Stated goal — Set the lines down again exactly, first line through the line that contains "3.200 5 7 8.800", with no pictures.

Data records —
Start
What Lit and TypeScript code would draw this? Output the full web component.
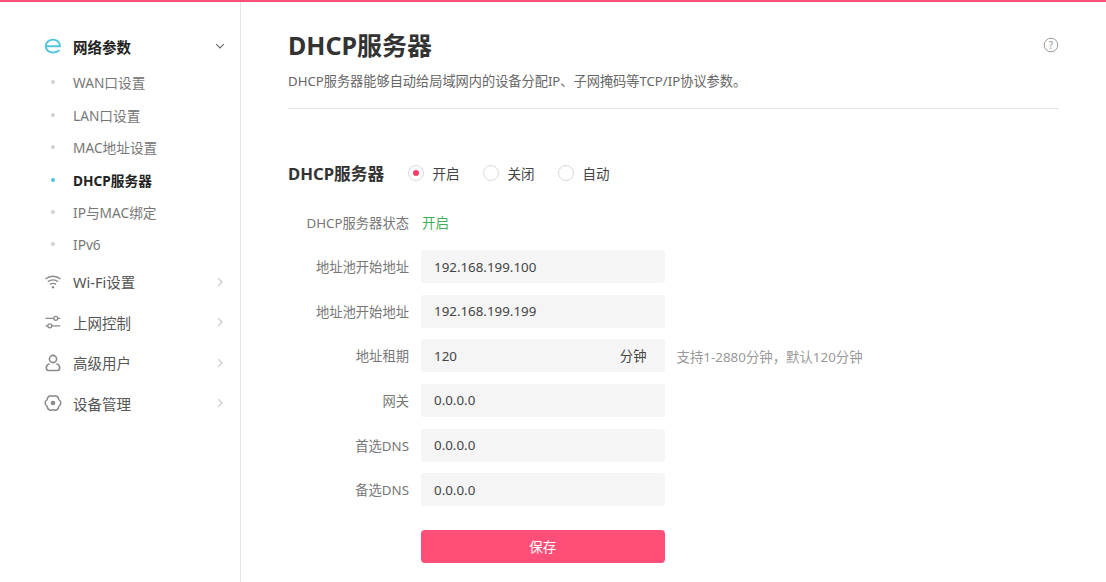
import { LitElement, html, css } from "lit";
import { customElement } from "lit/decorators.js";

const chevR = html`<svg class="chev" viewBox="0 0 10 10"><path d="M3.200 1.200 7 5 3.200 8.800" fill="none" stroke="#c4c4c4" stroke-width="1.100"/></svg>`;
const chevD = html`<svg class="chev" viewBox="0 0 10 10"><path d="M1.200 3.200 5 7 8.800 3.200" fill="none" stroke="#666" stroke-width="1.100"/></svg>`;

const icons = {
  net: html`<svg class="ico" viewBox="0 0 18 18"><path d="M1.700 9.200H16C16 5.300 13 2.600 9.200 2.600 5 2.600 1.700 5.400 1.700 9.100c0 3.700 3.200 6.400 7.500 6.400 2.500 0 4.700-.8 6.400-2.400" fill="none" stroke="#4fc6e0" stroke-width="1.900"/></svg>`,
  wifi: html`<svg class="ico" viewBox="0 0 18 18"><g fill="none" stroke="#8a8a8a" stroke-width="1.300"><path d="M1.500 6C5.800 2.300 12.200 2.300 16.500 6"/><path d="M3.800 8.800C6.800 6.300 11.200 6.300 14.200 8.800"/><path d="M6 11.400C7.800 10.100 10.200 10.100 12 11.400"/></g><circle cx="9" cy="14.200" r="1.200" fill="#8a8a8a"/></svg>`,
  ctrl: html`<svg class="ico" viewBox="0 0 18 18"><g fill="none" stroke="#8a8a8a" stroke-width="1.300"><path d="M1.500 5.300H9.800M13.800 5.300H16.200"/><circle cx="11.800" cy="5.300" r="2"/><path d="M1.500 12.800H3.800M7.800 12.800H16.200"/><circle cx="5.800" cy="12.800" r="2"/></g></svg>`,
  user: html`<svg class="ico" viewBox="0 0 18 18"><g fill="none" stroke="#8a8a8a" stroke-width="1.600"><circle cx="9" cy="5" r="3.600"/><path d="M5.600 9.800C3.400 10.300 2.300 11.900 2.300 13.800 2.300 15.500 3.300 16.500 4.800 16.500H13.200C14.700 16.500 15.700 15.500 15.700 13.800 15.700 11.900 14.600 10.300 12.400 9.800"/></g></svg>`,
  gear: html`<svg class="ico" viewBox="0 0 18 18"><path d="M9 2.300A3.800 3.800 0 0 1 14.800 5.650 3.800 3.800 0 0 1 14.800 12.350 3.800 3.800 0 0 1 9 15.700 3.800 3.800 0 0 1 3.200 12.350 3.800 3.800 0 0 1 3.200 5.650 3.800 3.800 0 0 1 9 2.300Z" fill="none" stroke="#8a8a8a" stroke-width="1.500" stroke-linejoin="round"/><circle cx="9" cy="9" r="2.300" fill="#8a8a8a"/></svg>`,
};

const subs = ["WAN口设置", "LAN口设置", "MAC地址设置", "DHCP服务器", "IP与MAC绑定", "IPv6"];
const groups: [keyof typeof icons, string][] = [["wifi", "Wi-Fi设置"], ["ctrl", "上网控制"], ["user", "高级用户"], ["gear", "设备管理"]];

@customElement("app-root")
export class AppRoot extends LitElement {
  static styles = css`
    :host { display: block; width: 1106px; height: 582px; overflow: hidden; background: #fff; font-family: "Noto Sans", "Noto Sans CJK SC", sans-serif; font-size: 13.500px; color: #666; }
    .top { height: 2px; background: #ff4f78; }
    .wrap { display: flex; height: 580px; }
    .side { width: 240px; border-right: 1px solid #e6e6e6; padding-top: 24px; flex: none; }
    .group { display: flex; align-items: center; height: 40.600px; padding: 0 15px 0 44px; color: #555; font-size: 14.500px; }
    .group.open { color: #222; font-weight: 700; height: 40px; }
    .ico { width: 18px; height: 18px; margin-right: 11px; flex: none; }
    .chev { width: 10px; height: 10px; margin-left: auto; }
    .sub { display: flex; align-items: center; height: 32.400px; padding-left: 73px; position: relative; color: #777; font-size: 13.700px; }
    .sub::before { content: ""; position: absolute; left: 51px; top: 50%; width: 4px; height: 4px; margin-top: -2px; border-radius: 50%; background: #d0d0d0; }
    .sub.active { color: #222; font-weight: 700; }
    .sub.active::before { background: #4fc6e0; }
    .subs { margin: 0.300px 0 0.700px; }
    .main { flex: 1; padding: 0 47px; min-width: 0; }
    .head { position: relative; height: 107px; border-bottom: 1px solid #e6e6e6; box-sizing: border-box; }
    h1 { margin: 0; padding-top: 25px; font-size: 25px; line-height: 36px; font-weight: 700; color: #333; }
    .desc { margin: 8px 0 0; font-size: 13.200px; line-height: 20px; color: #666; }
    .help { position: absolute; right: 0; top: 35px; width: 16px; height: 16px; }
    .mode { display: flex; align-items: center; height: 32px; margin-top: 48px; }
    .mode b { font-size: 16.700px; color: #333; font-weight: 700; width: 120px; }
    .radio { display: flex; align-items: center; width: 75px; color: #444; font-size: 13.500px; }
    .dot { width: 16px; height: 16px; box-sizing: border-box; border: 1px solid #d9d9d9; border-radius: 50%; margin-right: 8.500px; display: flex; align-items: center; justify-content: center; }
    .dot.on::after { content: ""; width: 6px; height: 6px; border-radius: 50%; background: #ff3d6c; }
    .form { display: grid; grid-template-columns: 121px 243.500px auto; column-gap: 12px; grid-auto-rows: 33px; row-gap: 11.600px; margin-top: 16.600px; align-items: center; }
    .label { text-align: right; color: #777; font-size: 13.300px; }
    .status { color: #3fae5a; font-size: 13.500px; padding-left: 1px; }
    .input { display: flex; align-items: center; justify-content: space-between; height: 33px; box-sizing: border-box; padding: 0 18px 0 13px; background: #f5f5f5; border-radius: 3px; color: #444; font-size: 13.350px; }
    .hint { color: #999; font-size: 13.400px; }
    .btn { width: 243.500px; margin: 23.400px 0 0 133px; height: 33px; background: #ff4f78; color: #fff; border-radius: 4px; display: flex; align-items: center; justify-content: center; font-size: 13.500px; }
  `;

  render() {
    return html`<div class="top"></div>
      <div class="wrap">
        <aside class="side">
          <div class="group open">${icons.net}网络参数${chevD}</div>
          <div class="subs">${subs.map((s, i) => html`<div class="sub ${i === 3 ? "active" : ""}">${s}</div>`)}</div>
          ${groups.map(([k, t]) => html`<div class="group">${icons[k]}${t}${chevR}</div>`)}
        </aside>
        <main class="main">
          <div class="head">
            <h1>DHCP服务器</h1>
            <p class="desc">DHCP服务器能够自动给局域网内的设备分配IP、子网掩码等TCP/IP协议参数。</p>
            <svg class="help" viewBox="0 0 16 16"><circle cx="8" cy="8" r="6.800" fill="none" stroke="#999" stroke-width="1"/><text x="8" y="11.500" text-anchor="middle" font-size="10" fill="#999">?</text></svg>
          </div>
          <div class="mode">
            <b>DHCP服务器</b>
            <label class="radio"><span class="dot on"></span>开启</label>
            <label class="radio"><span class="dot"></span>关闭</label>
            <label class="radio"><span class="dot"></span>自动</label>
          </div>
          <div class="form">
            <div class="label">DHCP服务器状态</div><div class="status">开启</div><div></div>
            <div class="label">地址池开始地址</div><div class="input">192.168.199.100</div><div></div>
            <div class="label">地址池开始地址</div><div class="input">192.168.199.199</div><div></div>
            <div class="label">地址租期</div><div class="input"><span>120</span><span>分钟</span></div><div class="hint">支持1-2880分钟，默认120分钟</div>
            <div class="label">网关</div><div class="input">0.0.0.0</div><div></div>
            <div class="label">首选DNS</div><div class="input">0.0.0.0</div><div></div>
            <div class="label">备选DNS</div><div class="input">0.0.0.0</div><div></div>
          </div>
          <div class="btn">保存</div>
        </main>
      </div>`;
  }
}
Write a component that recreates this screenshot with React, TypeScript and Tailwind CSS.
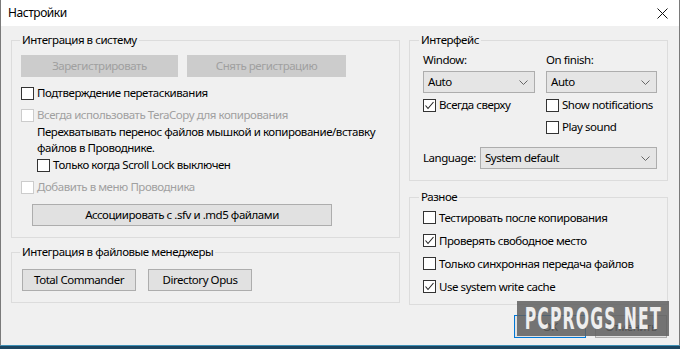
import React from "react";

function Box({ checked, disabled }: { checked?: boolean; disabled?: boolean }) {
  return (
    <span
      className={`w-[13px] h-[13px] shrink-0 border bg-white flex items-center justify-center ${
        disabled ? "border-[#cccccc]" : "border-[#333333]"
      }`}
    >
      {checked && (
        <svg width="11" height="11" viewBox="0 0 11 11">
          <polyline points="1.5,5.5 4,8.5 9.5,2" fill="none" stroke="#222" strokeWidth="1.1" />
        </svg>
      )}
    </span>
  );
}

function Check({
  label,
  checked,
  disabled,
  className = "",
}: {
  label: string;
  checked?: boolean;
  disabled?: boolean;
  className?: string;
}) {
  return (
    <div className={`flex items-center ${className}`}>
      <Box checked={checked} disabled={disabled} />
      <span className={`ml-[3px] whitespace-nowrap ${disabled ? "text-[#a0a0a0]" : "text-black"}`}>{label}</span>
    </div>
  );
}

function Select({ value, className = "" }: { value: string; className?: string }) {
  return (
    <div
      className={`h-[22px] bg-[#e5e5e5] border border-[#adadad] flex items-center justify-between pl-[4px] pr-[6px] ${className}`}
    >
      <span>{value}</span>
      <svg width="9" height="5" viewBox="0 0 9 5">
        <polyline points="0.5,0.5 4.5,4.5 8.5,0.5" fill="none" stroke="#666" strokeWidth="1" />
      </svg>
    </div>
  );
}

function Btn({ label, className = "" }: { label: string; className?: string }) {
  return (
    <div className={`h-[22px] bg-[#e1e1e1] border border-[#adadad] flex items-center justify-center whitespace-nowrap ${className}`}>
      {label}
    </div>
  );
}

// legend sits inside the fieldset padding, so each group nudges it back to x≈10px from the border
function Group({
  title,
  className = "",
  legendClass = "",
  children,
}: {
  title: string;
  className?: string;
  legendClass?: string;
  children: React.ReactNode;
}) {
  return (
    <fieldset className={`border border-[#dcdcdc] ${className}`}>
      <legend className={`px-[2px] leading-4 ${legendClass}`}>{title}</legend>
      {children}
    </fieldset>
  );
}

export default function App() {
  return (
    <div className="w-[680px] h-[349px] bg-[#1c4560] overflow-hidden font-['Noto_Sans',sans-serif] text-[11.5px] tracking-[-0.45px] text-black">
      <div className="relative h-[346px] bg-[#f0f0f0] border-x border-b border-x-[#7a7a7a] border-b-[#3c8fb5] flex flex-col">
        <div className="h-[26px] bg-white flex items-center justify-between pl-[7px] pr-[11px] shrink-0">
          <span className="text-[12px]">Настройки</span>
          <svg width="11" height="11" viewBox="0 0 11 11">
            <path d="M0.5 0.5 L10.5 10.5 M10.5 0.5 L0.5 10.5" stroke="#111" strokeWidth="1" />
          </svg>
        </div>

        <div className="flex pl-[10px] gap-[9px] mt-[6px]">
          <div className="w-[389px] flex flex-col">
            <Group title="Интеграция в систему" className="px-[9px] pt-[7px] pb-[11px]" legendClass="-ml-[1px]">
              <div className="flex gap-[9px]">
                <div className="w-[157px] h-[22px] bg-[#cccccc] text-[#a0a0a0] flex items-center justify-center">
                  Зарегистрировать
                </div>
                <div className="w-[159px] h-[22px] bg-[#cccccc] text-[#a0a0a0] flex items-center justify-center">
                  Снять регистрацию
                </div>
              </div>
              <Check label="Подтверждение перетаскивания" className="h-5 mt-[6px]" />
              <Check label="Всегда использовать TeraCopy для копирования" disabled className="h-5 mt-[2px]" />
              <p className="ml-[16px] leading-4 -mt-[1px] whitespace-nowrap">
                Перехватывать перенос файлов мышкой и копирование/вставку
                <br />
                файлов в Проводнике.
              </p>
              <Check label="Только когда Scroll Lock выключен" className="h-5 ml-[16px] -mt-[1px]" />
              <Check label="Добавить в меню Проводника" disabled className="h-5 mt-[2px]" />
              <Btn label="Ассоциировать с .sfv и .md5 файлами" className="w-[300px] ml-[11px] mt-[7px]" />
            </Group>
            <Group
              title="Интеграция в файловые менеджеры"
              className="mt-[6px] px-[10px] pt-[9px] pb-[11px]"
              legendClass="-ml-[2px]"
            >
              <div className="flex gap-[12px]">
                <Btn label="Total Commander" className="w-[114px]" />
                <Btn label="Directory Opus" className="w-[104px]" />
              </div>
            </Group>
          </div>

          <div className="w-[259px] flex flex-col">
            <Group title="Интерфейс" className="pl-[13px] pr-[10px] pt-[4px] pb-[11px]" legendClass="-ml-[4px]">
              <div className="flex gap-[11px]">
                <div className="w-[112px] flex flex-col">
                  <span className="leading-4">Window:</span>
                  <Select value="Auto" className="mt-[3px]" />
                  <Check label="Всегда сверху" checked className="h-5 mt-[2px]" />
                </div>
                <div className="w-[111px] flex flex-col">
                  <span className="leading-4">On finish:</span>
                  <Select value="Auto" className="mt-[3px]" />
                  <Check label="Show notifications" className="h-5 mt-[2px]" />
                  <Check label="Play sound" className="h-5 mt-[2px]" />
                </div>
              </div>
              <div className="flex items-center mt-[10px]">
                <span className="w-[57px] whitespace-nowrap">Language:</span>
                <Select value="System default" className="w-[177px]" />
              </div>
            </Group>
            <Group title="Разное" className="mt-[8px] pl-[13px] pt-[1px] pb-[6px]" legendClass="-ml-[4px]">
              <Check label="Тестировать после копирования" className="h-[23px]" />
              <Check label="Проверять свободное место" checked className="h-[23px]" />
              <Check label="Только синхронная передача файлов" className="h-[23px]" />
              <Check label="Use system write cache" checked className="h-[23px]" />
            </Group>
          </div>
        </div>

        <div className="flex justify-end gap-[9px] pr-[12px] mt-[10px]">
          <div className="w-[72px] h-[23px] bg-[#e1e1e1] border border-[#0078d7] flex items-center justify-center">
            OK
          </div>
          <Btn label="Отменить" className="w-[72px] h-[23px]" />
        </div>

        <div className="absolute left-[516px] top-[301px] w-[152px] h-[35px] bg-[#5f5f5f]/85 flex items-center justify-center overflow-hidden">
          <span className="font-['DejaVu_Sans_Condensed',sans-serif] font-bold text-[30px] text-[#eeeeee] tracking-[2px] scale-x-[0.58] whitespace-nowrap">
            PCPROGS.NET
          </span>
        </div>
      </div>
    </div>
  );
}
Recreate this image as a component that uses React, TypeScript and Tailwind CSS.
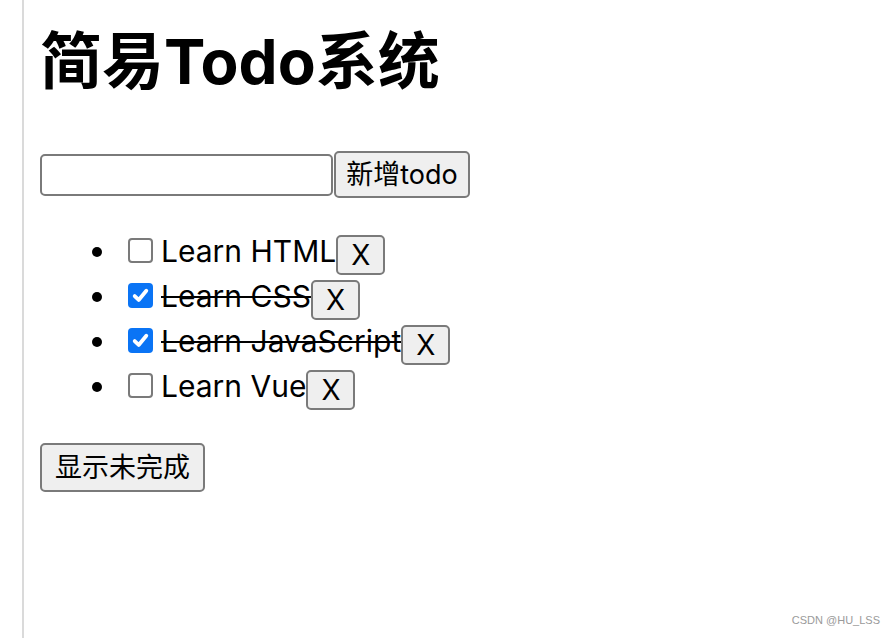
End
Expected answer —
What Lit and TypeScript code would draw this? Output the full web component.
import { LitElement, html, css } from "lit";
import { customElement } from "lit/decorators.js";

const chevR = html`<svg class="chev" viewBox="0 0 10 10"><path d="M3.200 1.200 7 5 3.200 8.800" fill="none" stroke="#c4c4c4" stroke-width="1.100"/></svg>`;
const chevD = html`<svg class="chev" viewBox="0 0 10 10"><path d="M1.200 3.200 5 7 8.800 3.200" fill="none" stroke="#666" stroke-width="1.100"/></svg>`;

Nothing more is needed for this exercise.